When companies talk about “cannibalizing” their market, they mean that one product takes market share from another. In effect, one of the company’s products is eating the other product’s market share. Each new model of the iPod took market share from its predecessors, but collectively the iPod products dominated their market. The greatest cannibal of all in the Apple story is the iPhone, which was first released in June 2007.
The Smartphone Product Life Cycle
A smartphone is a mobile phone that performs many of the same functions as a computer. Prior to the introduction of the smartphone, most people used cell phones—which are now referred to as “feature phones.” Feature phones provide phone and text capabilities but lack an operating system that can support the more advanced capabilities of today’s smartphones.

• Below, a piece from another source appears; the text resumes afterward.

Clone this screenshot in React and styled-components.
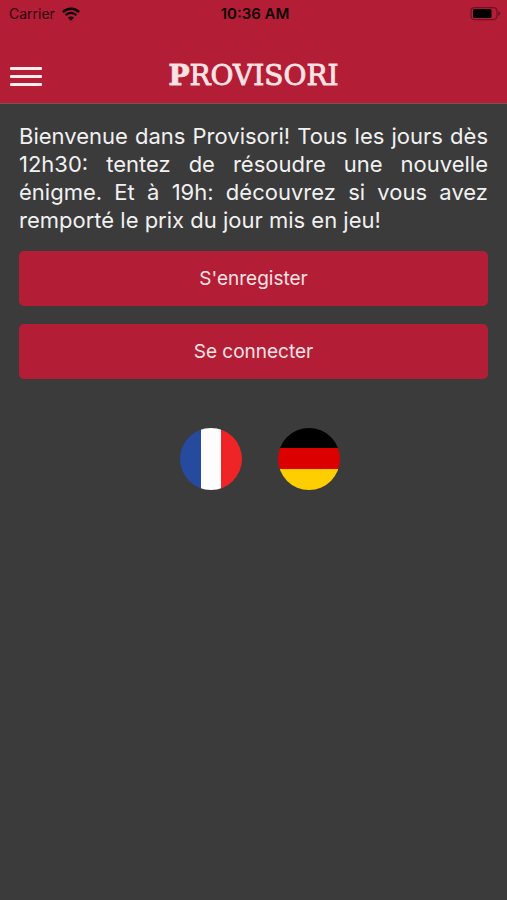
import React from 'react'
import styled, { createGlobalStyle } from 'styled-components';

const App = () => {
    return (
        <>
            <GlobalStyle />
            <Screen>
                <Header>
                    <StatusBar>
                        <Carrier>
                            <span>Carrier</span>
                            <WifiIcon />
                        </Carrier>
                        <Clock>10:36 AM</Clock>
                        <BatteryIcon />
                    </StatusBar>
                    <NavBar>
                        <MenuButton type="button" aria-label="Menu">
                            <span />
                            <span />
                            <span />
                        </MenuButton>
                        <Logo><b>P</b>ROVISORI</Logo>
                    </NavBar>
                </Header>
                <Content>
                    <Intro>
                        Bienvenue dans Provisori! Tous les jours dès 12h30: tentez de résoudre une nouvelle énigme. Et à 19h: découvrez si vous avez remporté le prix du jour mis en jeu!
                    </Intro>
                    <Actions>
                        <ActionButton type="button">S'enregister</ActionButton>
                        <ActionButton type="button">Se connecter</ActionButton>
                    </Actions>
                    <Languages>
                        <FlagButton type="button" aria-label="Français">
                            <FrenchFlag />
                        </FlagButton>
                        <FlagButton type="button" aria-label="Deutsch">
                            <GermanFlag />
                        </FlagButton>
                    </Languages>
                </Content>
            </Screen>
        </>
    )
}

const WifiIcon = () => (
    <svg width="18" height="14" viewBox="0 0 18 14" aria-hidden="true">
        <path d="M0.8 5.1 A11.6 11.6 0 0 1 17.2 5.1" fill="none" stroke="#0d0205" strokeWidth="2.5" />
        <path d="M3.7 8.1 A7.5 7.5 0 0 1 14.3 8.1" fill="none" stroke="#0d0205" strokeWidth="2.3" />
        <path d="M9 13.8 L5.9 10.7 A4.4 4.4 0 0 1 12.1 10.7 Z" fill="#0d0205" />
    </svg>
)

const BatteryIcon = () => (
    <svg width="31" height="14" viewBox="0 0 31 14" aria-hidden="true">
        <rect x="1" y="0.6" width="26" height="12" rx="3.5" fill="none" stroke="#6f1226" strokeWidth="1.2" />
        <rect x="3" y="2.1" width="18.5" height="9" rx="1.5" fill="#000" />
        <path d="M28.2 4.2 Q30.6 5.4 30.6 6.6 Q30.6 7.8 28.2 9 Z" fill="#6f1226" />
    </svg>
)

const FrenchFlag = () => (
    <svg viewBox="0 0 62 62" aria-hidden="true">
        <rect width="21" height="62" fill="#254a9e" />
        <rect x="21" width="20" height="62" fill="#fdfdfd" />
        <rect x="41" width="21" height="62" fill="#ee2427" />
    </svg>
)

const GermanFlag = () => (
    <svg viewBox="0 0 62 62" aria-hidden="true">
        <rect width="62" height="21" fill="#000" />
        <rect y="20" width="62" height="21" fill="#dd0000" />
        <rect y="41" width="62" height="21" fill="#ffce00" />
    </svg>
)

export default App;

const GlobalStyle = createGlobalStyle`
    *{
        box-sizing: border-box;
        margin: 0;
        padding: 0;
    }
    body{
        background-color: #3b3b3b;
        font-family: Inter, "Liberation Sans", sans-serif;
    }
    button{
        border: none;
        background: none;
        font-family: inherit;
        cursor: pointer;
    }
`

const Screen = styled.div`
    min-height: 100vh;
    background-color: #3b3b3b;
`

const Header = styled.header`
    background-color: #b41d36;
    border-bottom: 1px solid #80504f;
`

const StatusBar = styled.div`
    display: grid;
    grid-template-columns: 1fr auto 1fr;
    align-items: center;
    height: 27px;
    padding: 0 6px 0 9px;
    color: #2a060d;
    font-size: 14px;
    > svg{
        justify-self: end;
    }
`

const Carrier = styled.div`
    display: flex;
    align-items: center;
    gap: 7px;
`

const Clock = styled.time`
    color: #0d0205;
    font-size: 15px;
    font-weight: 600;
`

const NavBar = styled.nav`
    display: grid;
    grid-template-columns: 1fr auto 1fr;
    align-items: center;
    height: 76px;
    padding: 22px 10px 0;
`

const MenuButton = styled.button`
    display: flex;
    flex-direction: column;
    justify-self: start;
    gap: 5px;
    padding: 4px 0;
    span{
        width: 32px;
        height: 3px;
        border-radius: 1px;
        background-color: #fdecee;
    }
`

const Logo = styled.h1`
    color: #fbe3e4;
    font-family: "DejaVu Serif", serif;
    font-size: 28px;
    font-weight: 400;
    line-height: 32px;
    -webkit-text-stroke: 1px #f3cdd1;
    paint-order: stroke fill;
    b{
        font-weight: 700;
    }
`

const Content = styled.main`
    padding: 18px 19px;
`

const Intro = styled.p`
    color: #f1f1f1;
    font-size: 22px;
    line-height: 28px;
    text-align: justify;
`

const Actions = styled.div`
    display: flex;
    flex-direction: column;
    gap: 18px;
    margin-top: 17px;
`

const ActionButton = styled.button`
    width: 100%;
    height: 55px;
    border-radius: 5px;
    background-color: #b41d36;
    color: #fbe3e4;
    font-size: 19px;
`

const Languages = styled.div`
    display: flex;
    justify-content: center;
    gap: 36px;
    margin-top: 49px;
    padding-left: 13px;
`

const FlagButton = styled.button`
    width: 62px;
    height: 62px;
    border-radius: 50%;
    overflow: hidden;
    svg{
        display: block;
        width: 100%;
    }
`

Early smartphones saw broad adoption in Japan in 2001, but mass adoption of smartphones did not reach the U.S. until business users fell in love with the Blackberry in 2003. Today, smartphones from a range of providers use primarily Google’s Android operating system, Apple’s iOS, or Microsoft Mobile.
Global sales of smartphones have grown rapidly, as shown in Figure 3, below.
Marketers are using many different strategies to drive the growth of smartphones, but perhaps the greatest impact has been the opening of the technology platform to allow other vendors to offer applications for them. Apple, Samsung, Microsoft, and other players have not tried to imagine every possible use for a smartphone and build it themselves. Instead they have created the technology infrastructure and an open marketplace for applications. Programmers can develop applications that can run on any phone, and smartphone owners can select and buy the apps that are of interest.
Through this broad range of applications, the smartphone brings together a number of different functions on one device. Before the first release of the smartphone, many people carried a feature phone to answer calls and a personal digital assistant to manage email and calendars. With the smartphone, these two functions came together, and as the device has matured, it has taken over many other tasks that were formerly performed on a separate device.
Adoption of smartphones has had tremendous impact on the product life cycle of a range of other products. When Apple introduced the iPhone in 2007, the company was cannibalizing its market for iPods. Today, most Apple customers play their media on a phone rather than on a separate media-dedicated device. There are still sales of iPods, but the company, in effect, initiated the decline of the market with its own introduction of the iPhone—a market in which it had more than 75 percent market share.
The markets for digital cameras (especially the low-end models) and personal navigation systems (GPS systems) have also been impacted. The product life-cycle graph for digital camera purchases, shown in Figure 4, below, shows a striking resemblance to that of the iPod.
While smartphone cameras have lagged behind digital cameras in terms of features and performance, they provide two distinct benefits:
- The smartphone adds the camera to an existing device that the user already carries with him
- The smartphone makes it easier to use and share photos through other applications on the phone
Smartphones are a dominant factor in the product life cycle of digital cameras, iPods, and a number of other products.
Lessons from the Smartphone Life Cycle
This example shows some benefits of considering the product life cycle in marketing strategies but also some significant limitations.
The product life cycle is not forward looking. At any point on the graph, a marketer can see what has already occurred but not what is ahead. In planning a product strategy, it is important to understand the past sales performance of the product and the industry broadly, but the role of marketing is to shape future performance, and the product life cycle doesn’t offer many tools to inform that proactive work.
The product life cycle can focus a marketer on a defined set of products and competitors in the current market—but miss broad trends or innovations in adjacent markets and products. A marketer looking for the next feature to add to a digital camera to extend the maturity phase could easily miss the impact that the smartphone would have on the digital camera market. We can learn from Apple’s description of a product marketing manager position in its own company: One of the product marketing manager’s responsibilities is to “closely follow emerging technology, consumer, and societal trends and make recommendations for how products will leverage or fit into those emerging trends.” This broad view is critical to successful marketing.
Finally, this example demonstrates the importance of creating a diverse set of products. When the iPod lost market share to the iPhone, Apple won. Other companies that have lost market on account of the transition to smartphones—Nikon and Canon in cameras, Garmin in navigation devices, etc.—have not fared as well.